As highlighted by the nifty list below, this is part III of the four part series about game development!
I apologize for the ambiguous, possibly inaccurate, name “game services”. I just didn’t know what to call these features, even though we use them in every single game we ever make.
The game services I am referring to are the supporting features we need around our game. JSON parsing, persistence, networking, … etc. These aren’t necessarily provided by the engine (I think it should never be), but we should easily find and integrate a third-party plug-in that provides the needed services.
So, let’s see exactly what services we need, and how our game engine can help with that.
Quality of Service
For my development needs, I needed the ability to access these basic services:
- Websocket networking
- HTTP GET, POST requests
- JSON parsing
- IAP (In app purchases)
Nothing fancy, really. Other games might require much more than this, including things like:
- TCP/UDP networking
- … etc
Once you highlight your needed services, just take a stab at implementing a basic game that simply exercises using them. For example, if you use an engine like Cocos2d-x, you’ll find it cumbersome to integrate third party libraries for IAP, and JSON serialization is painful with C++ (especially so since they chose rapidJSON over JsonCPP).
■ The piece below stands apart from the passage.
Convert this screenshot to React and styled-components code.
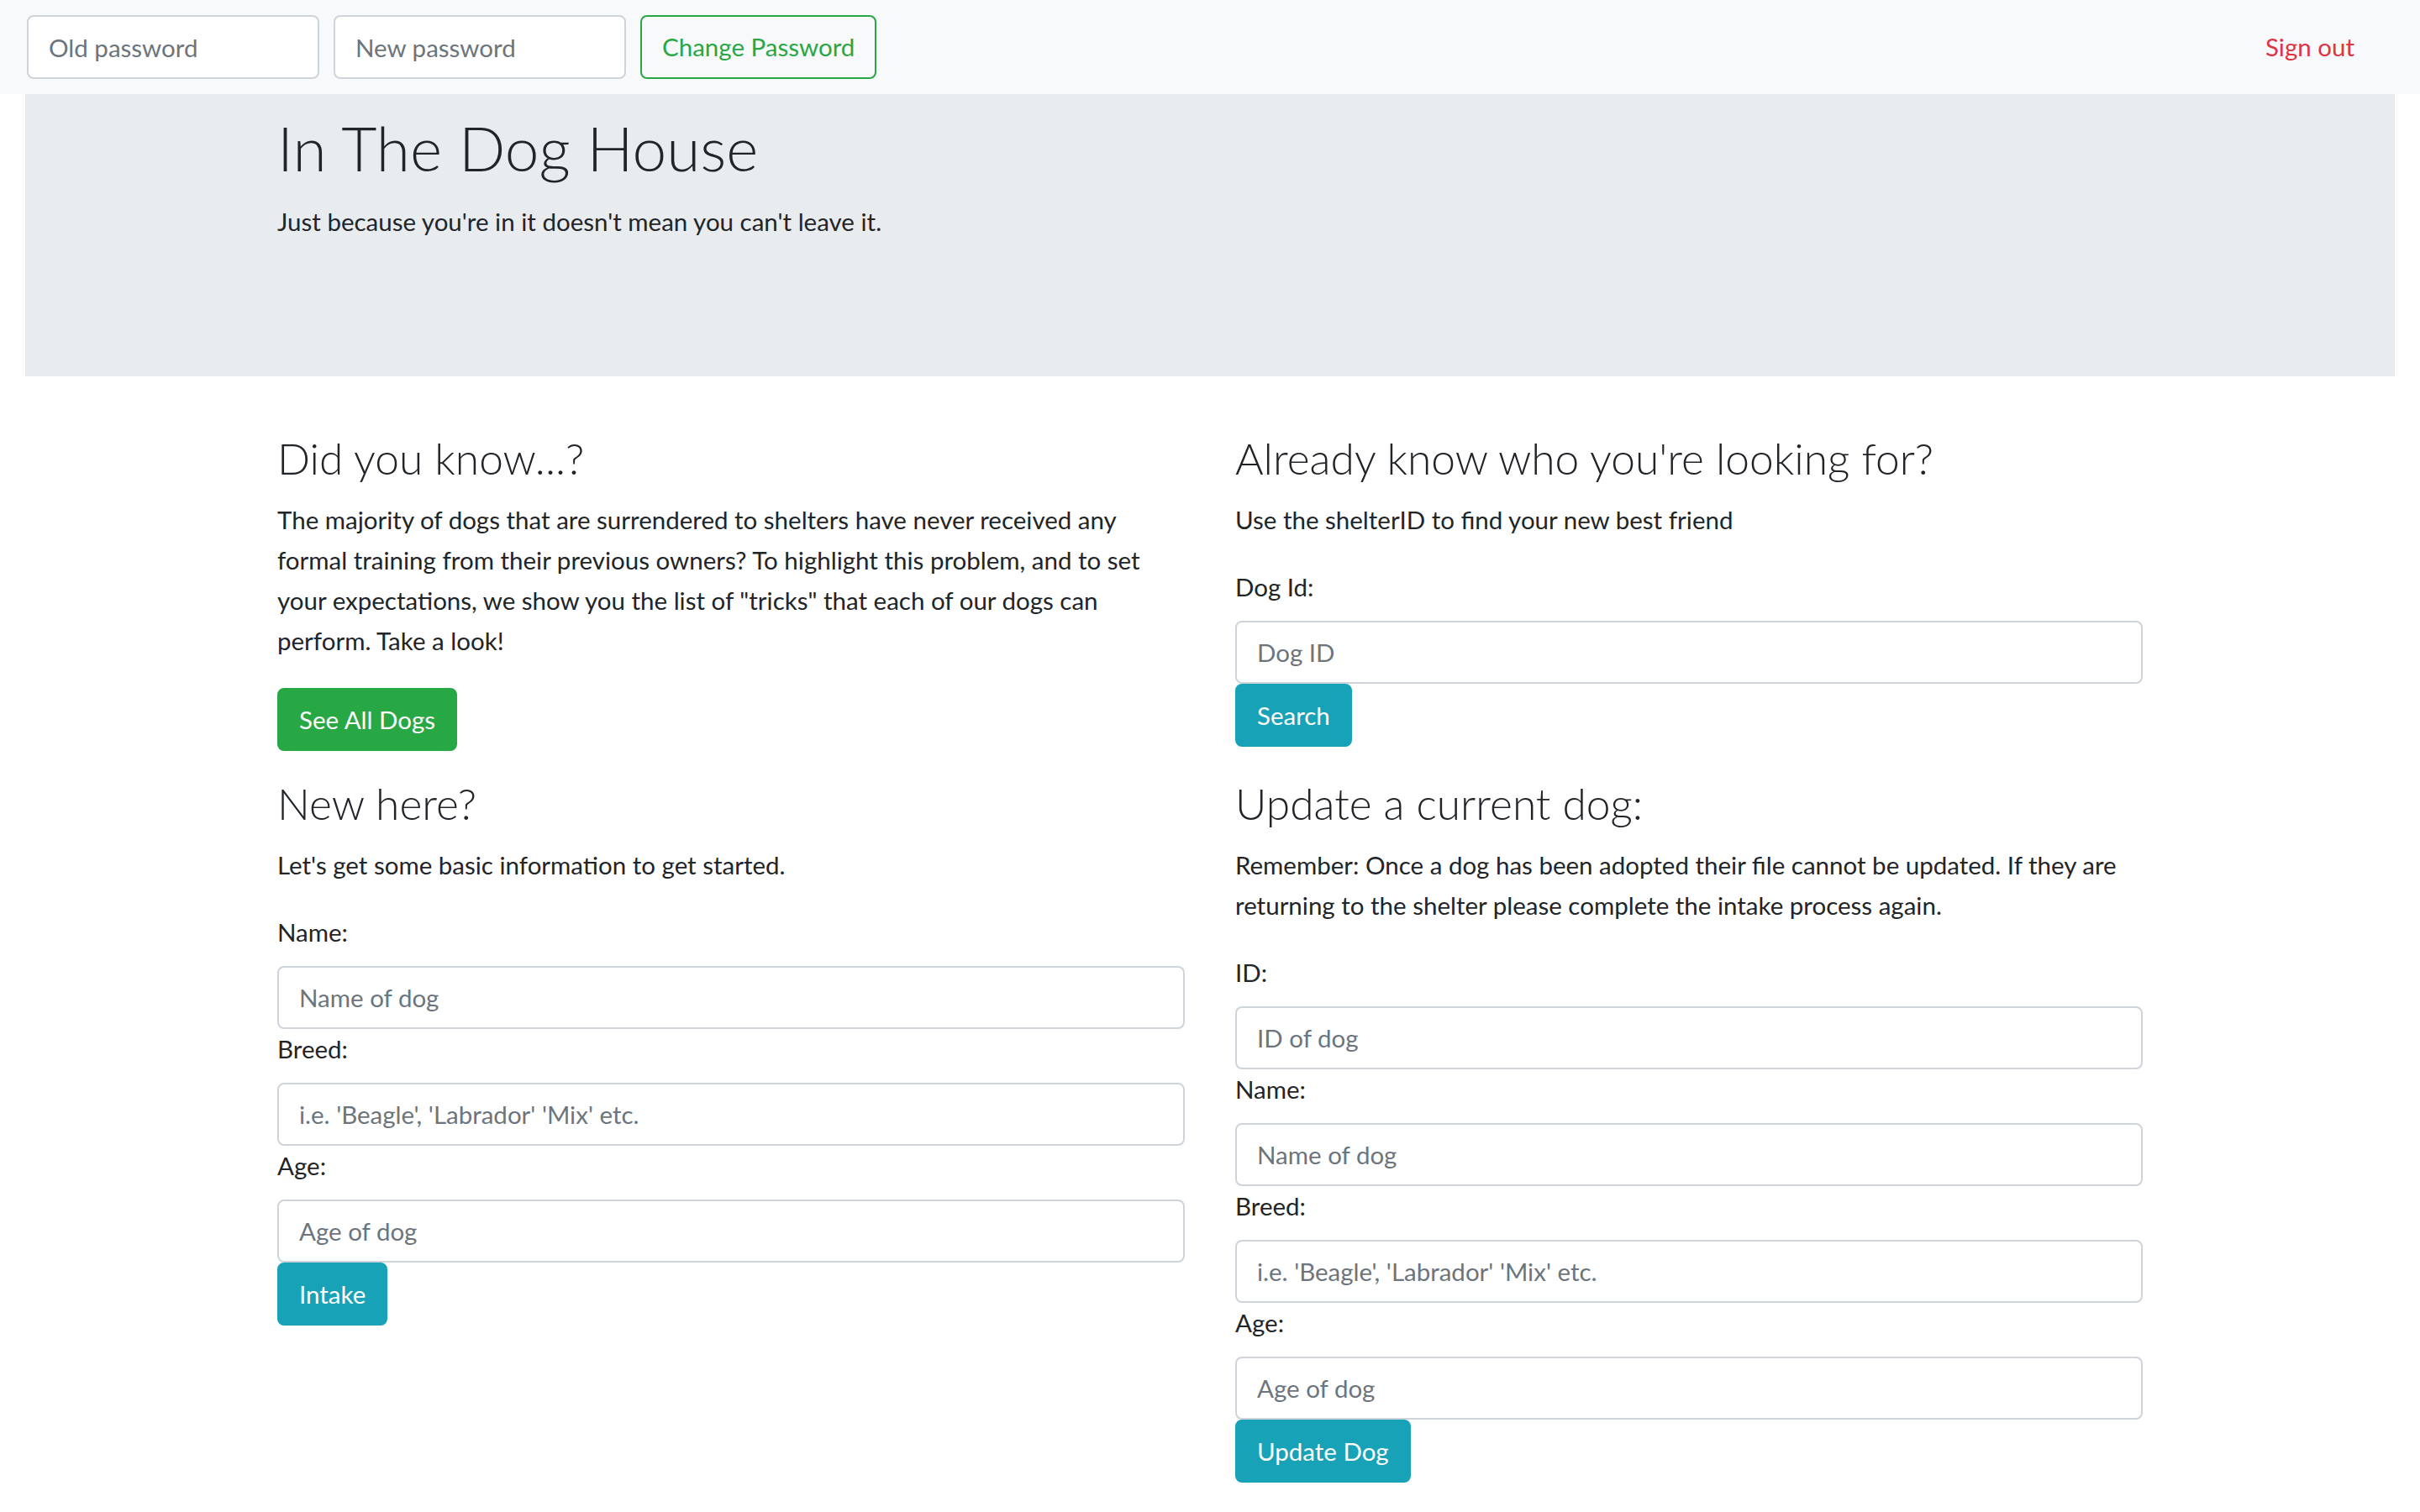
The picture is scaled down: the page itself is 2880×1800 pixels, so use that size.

But still, if you take a step back and realize how customizable Cocos2d-x is, you can simply nuke the services it provides for you, and integrate your own from the vast open source libraries in the C++ landscape.
That is, until you turn around and peek at what the Unity people are doing. You just wanna take a brief look, and you see them partying and having fun! You’re now like, “WTH?! Game development is hard! How come these people are celebrating at such a crucial time??”.
The thing is, Unity pretty much solved the services issue by having an Asset Store. Developers had an incentive to share their reusable services through a market place that provided them with an alternative source of income, so why not?
No matter how good an engine gets, it’ll fail horribly if it tries to be a “do-it-all”, kitchen-sink type of deal. Developers come in many flavors, and the best way to keep them happy is to allow them to bring their own tools and technologies they love, instead of forcing everything down their throat.